Toronto.com provides this presentation for the movie which I find decent:
"Life in the 1990's was remarkably different for the average Indian. Consumerism had not set in. It was devoid of most of the luxuries of the West. In fact everything "imported" was good, and everything Indian, passé. "Badmaash Company"is an extraordinary story set in the 1990s in middle class Bombay of four ordinary youngsters - Karan (Shahid Kapoor), Bulbul (Anushka Sharma), Zing (Meiyang Chang), and Chandu (Vir Das) - who came together to start an import business of things longed for by yuppie Indians!"
Right from the beginning, our two girls started arguing in my head and did not let up until long after the movie had ended.
Namak: Nice, I like the voiceover. Smart of them to do an intro to explain what the times were like. I wouldn't have known that about India.
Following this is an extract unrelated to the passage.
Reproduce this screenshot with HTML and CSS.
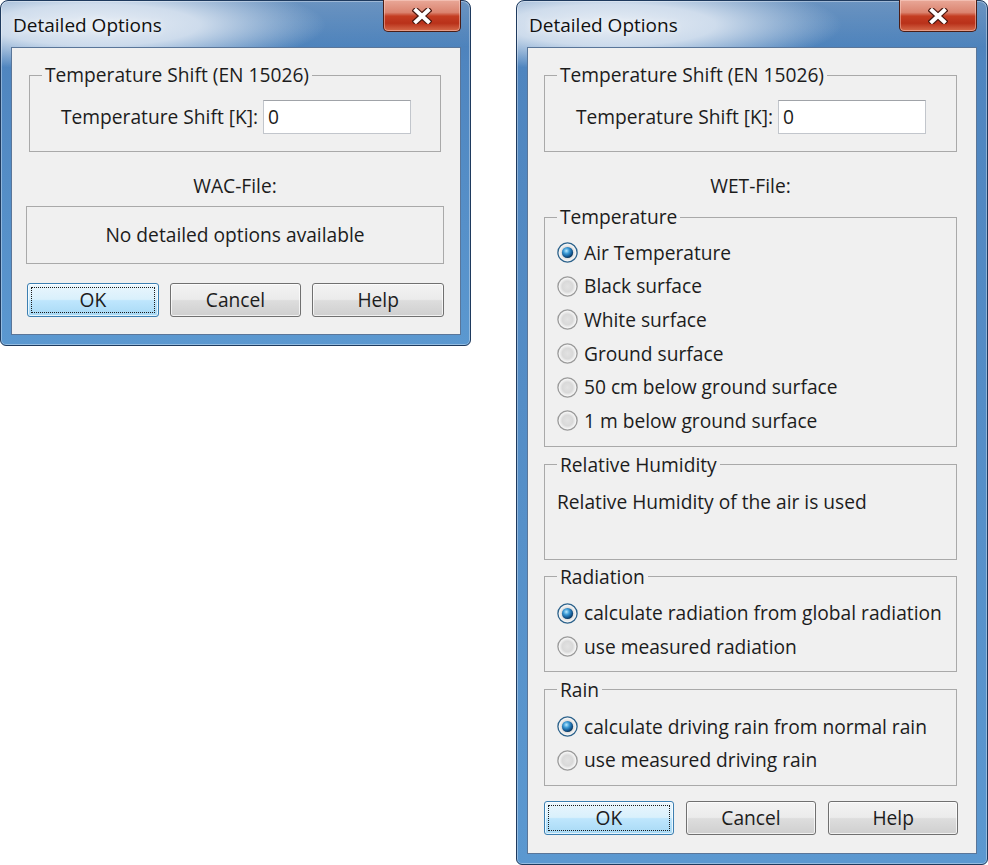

Dolce: Hm... Sure, it's nice, but why was it necessary? 1994 was not that long ago. Surely people would either remember or know stories about those years. Don't tell me this movie is meant to woo foreign audiences!
Dolce was right. Not only is it meant for them, but it is also done very Hollywood for my tastes. Dolce ended up missing her Bollywood deeply during this one. Already the big dance numbers are few and far between (and none here), lip syncing to great songs is going extinct (and this movie confirms it) and the Indian glitz and glitter is wearing dull (in fact, there's none of it in this particular movie), but now we've lost even the not-so-great features that make Bollywood... Bollywood! Such as the big emotional scenes, the big impractical love stories, the big family drama that transcends time and space... Nope, none of that left here.
Namak: Hey, I didn't miss that at all! In fact I was grateful that after the big teary scene between Karan and Bulbul, there wasn't another one with his dad!
Dolce: But even the big teary scene you mentioned had Hollywood style dialogues! (Though admittedly I did like the proposal dialogue)
Namak: Well, maybe that's how people talk now. Are we going to try to stop globalization to rescue Bollywood?
Dolce: No, but it's a shame that they're trying so hard to be on this side of the Atlantic...
Namak: It's ok, I felt there was plenty Bollywoodness in the Bleeding Madras plot twist. I mean, talk about getting filmi!
This goes on for a while. They do manage to agree that the first two cons were rather brilliant and cleverly presented. In the meantime the movie has moved to the US where it attempts a housing bubble based stunt, and once again Dolce and Namak surprisingly agree: this one was lame! I suppose research about how one obtains a loan in the US and the basic conditions that have to be met (such as a credit history) was an afterthought rudely dismissed by the producers.
On the final scheme put together by the four friends, they disagree again:
Namak: This is the worst! I know people are gullible and a good tagline can make them do almost anything, but still: a celebrity endorsement and marketing can't possibly make a defective product successful. (And as she's saying that, Namak realizes that she may have a little too much faith in people's critical judgment. Luckily, she doesn't get called on this statement.)
Dolce: I enjoyed the last scheme the most! It was so deliciously over the top that I appreciated it for what it was: filmi ridiculousness!
By the end of the movie, I did see why Shahid took on this role (or at least that's what I choose to believe, instead of believing he's become a Yash Raj sl*t). It was the negative side of the character. Karan spends more than half the movie being despicable and essentially a jerk. Shahid wanted to see if he could pull it off. He did. I'll admit that he could even sell me a bikini in Alaska, but that's one point where he has so far never let me down: good acting. I know he'll always deliver it, so I'm on board with his characters no matter what they do.
I guess the biggest problem with this film is that you already know how it will end. Come on, we've all seen Catch Me if You Can! But it's enjoyable nonetheless, as soon as you start taking it for what it really is: a mass entertainer that has had its Bollywood-ness surgically removed, and its Indian-ness photoshopped.
Badmaash Company for me was like Oka cheese. It sounds like a great imported delicacy but when you read the label you realize it's made right here in Canada and there is nothing exotic about it. Decent cheese, sure, just not very exciting.